Sting cannot have known what Stewart Copeland or Andy Summers was going to play on any given song he brought in—they were too unpredictable, in the very best sense, as musicians, with such individualistic voices, that there was simply no way to imagine ahead of time what parts they might come up with, other than to know they'd be great and characteristic and different from anything they or anyone else had quite done before.

(Seriously, there's no other guitarist in the world who would have listened to "Every Breath You Take," which has the same chord progression as "Stand by Me," and thought, "Right, you know what would go well here? A bunch of arpeggiated add9 chords, voiced in a way that's somewhat reminiscent of Bartok's string quartets." And yet Summers did and it's his guitar part that's very nearly every bit as memorable as Sting's wonderfully disturbing lyric.)

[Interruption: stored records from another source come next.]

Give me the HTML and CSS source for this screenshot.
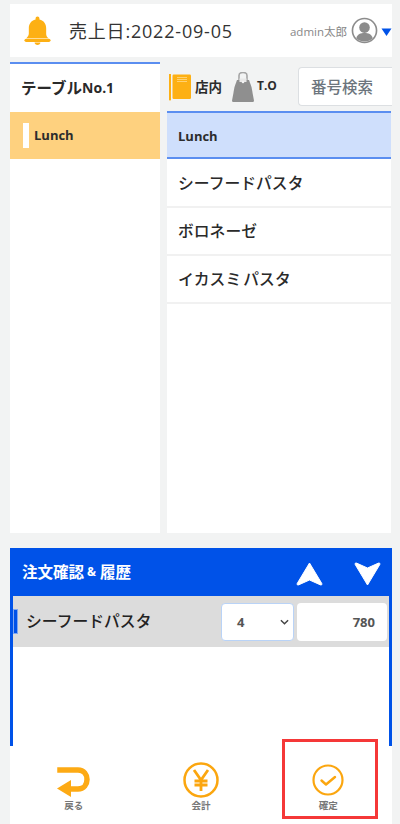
FILE: index.html
```html
<!DOCTYPE html>
<html lang="ja">
<head>
<meta charset="utf-8">
<title>注文</title>
<link rel="stylesheet" href="styles.css">
</head>
<body>
<div class="app">
  <header class="topbar">
    <svg class="bell" viewBox="0 0 28 30" width="27" height="29"><path d="M14 0.500c1.200 0 2 .8 2 2v1.200c4.600 1 7 4.600 7 9.300v5.500c0 2 1 3.200 2.500 4.500H2.500C4 21.200 5 20 5 18V13c0-4.700 2.400-8.300 7-9.300V2.500c0-1.200.8-2 2-2z" fill="#fdb014"/><rect x="0.500" y="23.500" width="27" height="3.400" rx="1.700" fill="#fdb014"/><path d="M11 27.500h6c0 1.500-1.300 2.500-3 2.500s-3-1-3-2.500z" fill="#fdb014"/></svg>
    <div class="sales-date">売上日:2022-09-05</div>
    <div class="user">
      <span class="user-name">admin太郎</span>
      <svg class="avatar" viewBox="0 0 28 28" width="27" height="27"><circle cx="14" cy="14" r="12.500" fill="none" stroke="#8c8c8c" stroke-width="1.700"/><circle cx="14" cy="11" r="5.500" fill="#8c8c8c"/><path d="M5.500 22c1-4.500 4.500-5.500 8.500-5.500s7.500 1 8.500 5.500c-2.200 2.200-5.200 3.400-8.500 3.400S7.700 24.200 5.500 22z" fill="#8c8c8c"/></svg>
      <svg class="caret" viewBox="0 0 10 8" width="11" height="8"><path d="M0 0.500h10L5 8z" fill="#0052e8"/></svg>
    </div>
  </header>

  <main class="columns">
    <aside class="side">
      <div class="table-name">テーブル<span class="table-no">No.1</span></div>
      <div class="category"><span class="category-mark"></span><span class="category-label">Lunch</span></div>
    </aside>
    <section class="menu">
      <div class="tools">
        <div class="tool">
          <svg viewBox="0 0 22 27" width="22" height="27"><path d="M0 0h2v25.500l-1 1.500-1-1.500z" fill="#fdb014"/><rect x="3.500" y="0.500" width="18.500" height="24.500" rx="1.200" fill="#fdb014"/><path d="M8 3.500h10M8 5.500h10M8 7.500h10" stroke="#ffd98a" stroke-width="0.800"/></svg>
          <span class="tool-label">店内</span>
        </div>
        <div class="tool tool-to">
          <svg viewBox="0 0 22 30" width="22" height="30"><path d="M5 8h12l2.500 7L22 28.800c0 .7-.4 1.200-1 1.200H1c-.6 0-1-.5-1-1.200L2.500 15z" fill="#8f8f8f"/><path d="M7 8V3.500C7 1.500 9 .5 11 .5s4 1 4 3V8" fill="none" stroke="#a5a5a5" stroke-width="1.600"/><path d="M7.500 6.500h7V10h-7z" fill="#e8e8e8"/><circle cx="11" cy="10" r="1.300" fill="#f2f2f2"/></svg>
          <span class="tool-label">T.O</span>
        </div>
        <div class="search">番号検索</div>
      </div>
      <div class="menu-head"><span class="menu-head-label">Lunch</span></div>
      <div class="menu-item">シーフードパスタ</div>
      <div class="menu-item">ボロネーゼ</div>
      <div class="menu-item menu-item-spaced">イカスミ パスタ</div>
    </section>
  </main>

  <section class="order">
    <div class="order-head">
      <div class="order-title">注文確認<span class="amp">&amp;</span>履歴</div>
      <svg class="arrow" viewBox="0 0 27 24" width="27" height="24"><path d="M13.500 1L25.800 21.500c.5 1-.3 1.800-1.300 1.400L13.500 18 2.500 22.900c-1 .4-1.800-.4-1.300-1.400z" fill="#fff" stroke="#fff" stroke-linejoin="round"/></svg>
      <svg class="arrow" viewBox="0 0 27 24" width="27" height="24"><path d="M13.500 23L25.800 2.500c.5-1-.3-1.800-1.300-1.400L13.500 6 2.500 1.100c-1-.4-1.800.4-1.300 1.400z" fill="#fff" stroke="#fff" stroke-linejoin="round"/></svg>
    </div>
    <div class="order-row">
      <span class="order-mark"></span>
      <span class="order-name">シーフードパスタ</span>
      <div class="qty"><span>4</span><svg viewBox="0 0 10 6" width="9" height="6"><path d="M1 1l4 4 4-4" fill="none" stroke="#444" stroke-width="1.600"/></svg></div>
      <div class="price">780</div>
    </div>
  </section>

  <footer class="actions">
    <div class="action">
      <div class="action-icon">
        <svg class="back-icon" viewBox="0 0 34 30" width="34" height="30"><path d="M3 3h18c12 0 12 19 0 19H11" fill="none" stroke="#fdaa14" stroke-width="5.500" stroke-linecap="square"/><path d="M0 21.500L14 13v17z" fill="#fdaa14"/></svg>
      </div>
      <span>戻る</span>
    </div>
    <div class="action">
      <div class="action-icon">
        <svg viewBox="0 0 36 36" width="36" height="36"><circle cx="18" cy="18" r="16.500" fill="#fff" stroke="#fba60f" stroke-width="2.500"/><path d="M11 8l7 10 7-10M18 18v11M11.500 19h13M11.500 23h13" fill="none" stroke="#fba60f" stroke-width="2.800"/></svg>
      </div>
      <span>会計</span>
    </div>
    <div class="action">
      <div class="action-icon">
        <svg viewBox="0 0 32 32" width="32" height="32"><circle cx="16" cy="16" r="14.500" fill="none" stroke="#fba60f" stroke-width="2.200"/><path d="M9.500 16.500l4.500 4 9-7.500" fill="none" stroke="#fba60f" stroke-width="2.400" stroke-linecap="round" stroke-linejoin="round"/></svg>
      </div>
      <span>確定</span>
      <div class="highlight"></div>
    </div>
  </footer>
</div>
</body>
</html>
```
FILE: styles.css
```css
* { box-sizing: border-box; }
html, body { margin: 0; padding: 0; }
body {
  background: #f2f3f3;
  font-family: "Open Sans", "Noto Sans CJK JP", sans-serif;
  color: #212529;
}
.app {
  width: 400px;
  height: 824px;
  padding: 4px 8px 0 10px;
  display: flex;
  flex-direction: column;
  overflow: hidden;
}
.topbar {
  flex: none;
  height: 53px;
  background: #fff;
  display: flex;
  align-items: center;
  padding: 0 0 0 14px;
}
.bell { flex: none; }
.sales-date {
  margin-left: 18px;
  font-size: 18px;
  letter-spacing: 0.8px;
  color: #333;
  margin-top: -2px;
}
.user {
  margin-left: auto;
  display: flex;
  align-items: center;
}
.user-name { font-size: 11.500px; color: #888; margin-right: 4px; }
.caret { margin-left: 3px; margin-top: 2px; }

.columns {
  flex: none;
  height: 476px;
  display: flex;
  gap: 7px;
}
.side {
  width: 150px;
  margin-top: 5px;
  background: #fff;
  border-top: 2px solid #5b8ef0;
}
.table-name {
  height: 48px;
  padding: 0 0 2px 11px;
  display: flex;
  align-items: center;
  font-size: 15.500px;
  font-weight: 700;
  color: #2a2a2a;
}
.table-no { font-size: 14px; }
.category {
  height: 47px;
  background: #fed17f;
  display: flex;
  align-items: center;
  padding-left: 13px;
  font-size: 13px;
  font-weight: 700;
  color: #2c2c2c;
}
.category-mark {
  width: 6px;
  height: 25px;
  background: #fff;
  margin-right: 5px;
}
.category-label { margin-top: -1px; }
.menu {
  flex: 1;
  min-width: 0;
  background: #fff;
  display: flex;
  flex-direction: column;
  margin-right: 1px;
}
.tools {
  flex: none;
  height: 54px;
  margin-right: -1px;
  padding: 6px 0 0 2px;
  background: #f2f3f3;
  display: flex;
  align-items: center;
}
.tool {
  display: flex;
  align-items: center;
  gap: 4px;
  font-size: 13.500px;
  font-weight: 700;
  color: #2c2c2c;
}
.tool-label { margin-top: -3px; }
.tool-to { margin-left: 10px; gap: 3px; font-size: 12px; }
.search {
  margin-left: auto;
  flex: none;
  width: 94px;
  height: 39px;
  margin-top: -1px;
  background: #fff;
  border: 1px solid #dcdfe2;
  border-right: 0;
  border-radius: 4px 0 0 4px;
  display: flex;
  align-items: center;
  padding-left: 12px;
  font-size: 15.500px;
  font-weight: 500;
  color: #6c757d;
}
.menu-head {
  flex: none;
  height: 48px;
  background: #cfdffc;
  border-top: 2px solid #5b8ef0;
  border-bottom: 2px solid #5b8ef0;
  display: flex;
  align-items: center;
  padding-left: 11px;
  font-size: 13px;
  font-weight: 700;
  color: #2c2c2c;
}
.menu-head-label { margin-top: 1px; }
.menu-head + .menu-item { margin-top: 1px; height: 48px; }
.menu-item {
  flex: none;
  height: 48px;
  border-bottom: 2px solid #f1f1f1;
  display: flex;
  align-items: center;
  padding: 0 0 2px 11px;
  font-size: 15.800px;
  font-weight: 500;
  color: #2a2a2a;
}
.menu-item-spaced { word-spacing: -2px; }

.order {
  flex: none;
  margin-top: 15px;
  height: 198px;
  background: #fff;
  border-left: 3px solid #0052e8;
  border-right: 3px solid #0052e8;
}
.order-head {
  height: 48px;
  margin: 0 -3px;
  background: #0052e8;
  display: flex;
  align-items: center;
  padding: 0 11px 0 12px;
  gap: 31px;
}
.order-title {
  flex: 1;
  color: #fff;
  font-size: 15.500px;
  font-weight: 700;
  margin-top: -2px;
  display: flex;
  align-items: center;
}
.amp { font-size: 12px; margin: 0 4px 0 3px; }
.arrow { margin-top: 4px; }
.order-row {
  height: 51px;
  background: #dcdcdc;
  display: flex;
  align-items: center;
}
.order-mark {
  width: 5px;
  height: 25px;
  background: #0052e8;
  border: 1px solid #7fa6f0;
  flex: none;
}
.order-name {
  flex: 1;
  margin-left: 8px;
  margin-top: -3px;
  font-size: 15.800px;
  font-weight: 500;
  color: #222;
}
.qty {
  width: 73px;
  height: 38px;
  background: #fff;
  border: 1px solid #b9d3f7;
  border-radius: 4px;
  display: flex;
  align-items: center;
  justify-content: space-between;
  padding: 0 4px 0 15px;
  font-size: 13px;
  font-weight: 700;
  color: #555;
}
.price {
  width: 90px;
  height: 38px;
  margin: 0 2px 0 3px;
  background: #fff;
  border-radius: 4px;
  display: flex;
  align-items: center;
  justify-content: flex-end;
  padding-right: 12px;
  font-size: 13px;
  font-weight: 700;
  color: #555;
}

.actions {
  flex: 1;
  background: #fff;
  display: grid;
  grid-template-columns: 1fr 1fr 1fr;
  align-items: start;
}
.action {
  position: relative;
  display: flex;
  flex-direction: column;
  align-items: center;
  font-size: 9.500px;
  line-height: 12px;
  font-weight: 700;
  color: #777;
  padding-top: 16px;
}
.action-icon {
  height: 36px;
  display: flex;
  align-items: center;
  justify-content: center;
  margin-bottom: 2px;
}
.back-icon { margin-top: 4px; }
.highlight {
  position: absolute;
  top: -7px;
  left: 17px;
  width: 96px;
  height: 80px;
  border: 3px solid #f53838;
}
```
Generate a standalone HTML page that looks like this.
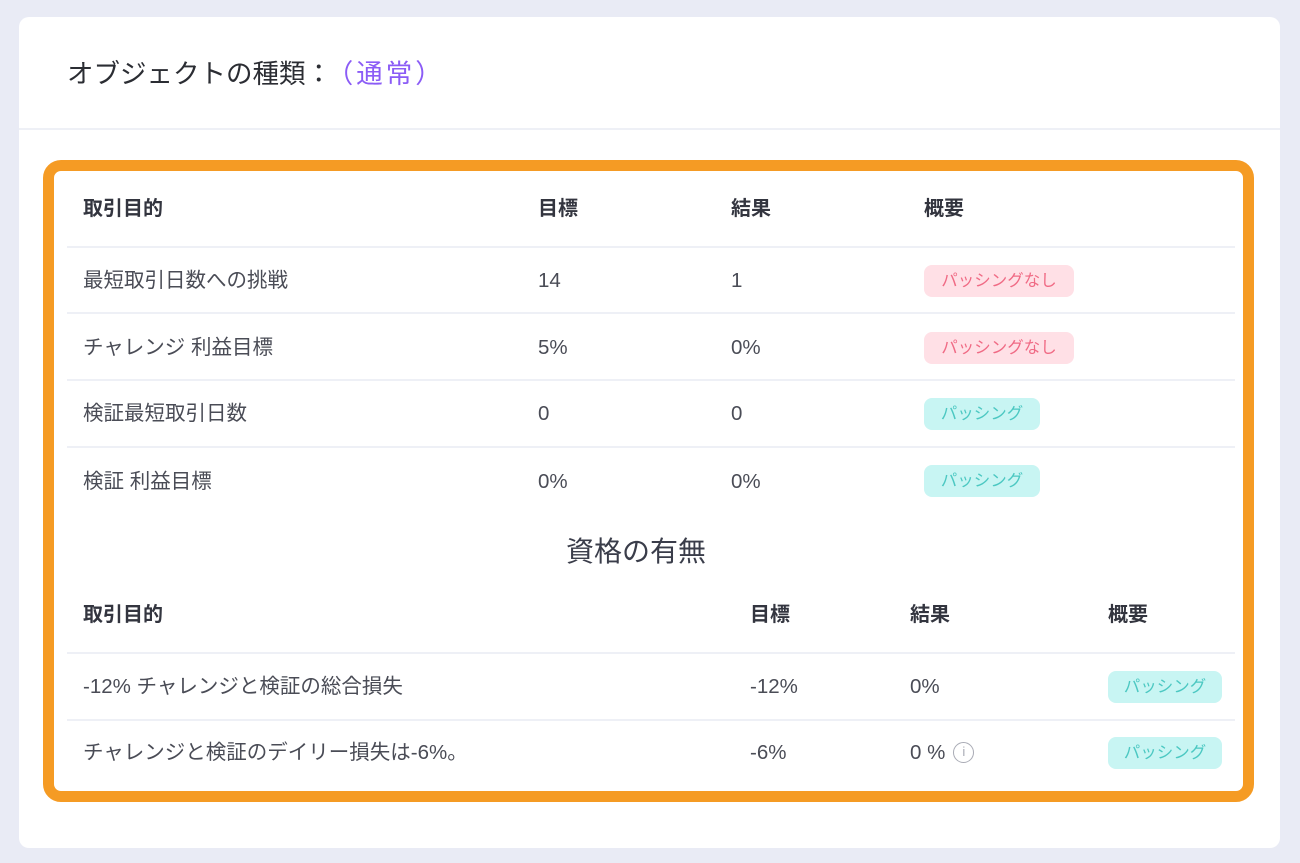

But Sting did know, down in his bones, that whatever they were, Copeland's drum parts would be great and characteristic and different from anything they or anyone else had quite done before. And because they were in a band together, and Copeland was not "merely" a [crazy talented] hired gun, he could and would then fight for those drums parts. And unlike the absolutely brilliant drummers Sting would later work with—titans such as Omar Hakim, Manu Katché, Andy Newmark, Vinnie Colaiuta and Josh Freese, among others—Sting couldn't simply fire Copeland. Because in the context of the band, they were equals, more or less. So Copeland got to have a say in how the song ultimately sounded. [And you can see how this pains Sting, when he has to negotiate on the existence of flams. Flams, of all things!] So it's not a coincidence that such a high percentage of the songs that they worked on together went on to make up the shortlist of his all-time classics. Because that's how chemistry works. Sometimes it explodes, and sometimes that's exactly the most optimal result.

Also, it sounds so much cooler with the flams.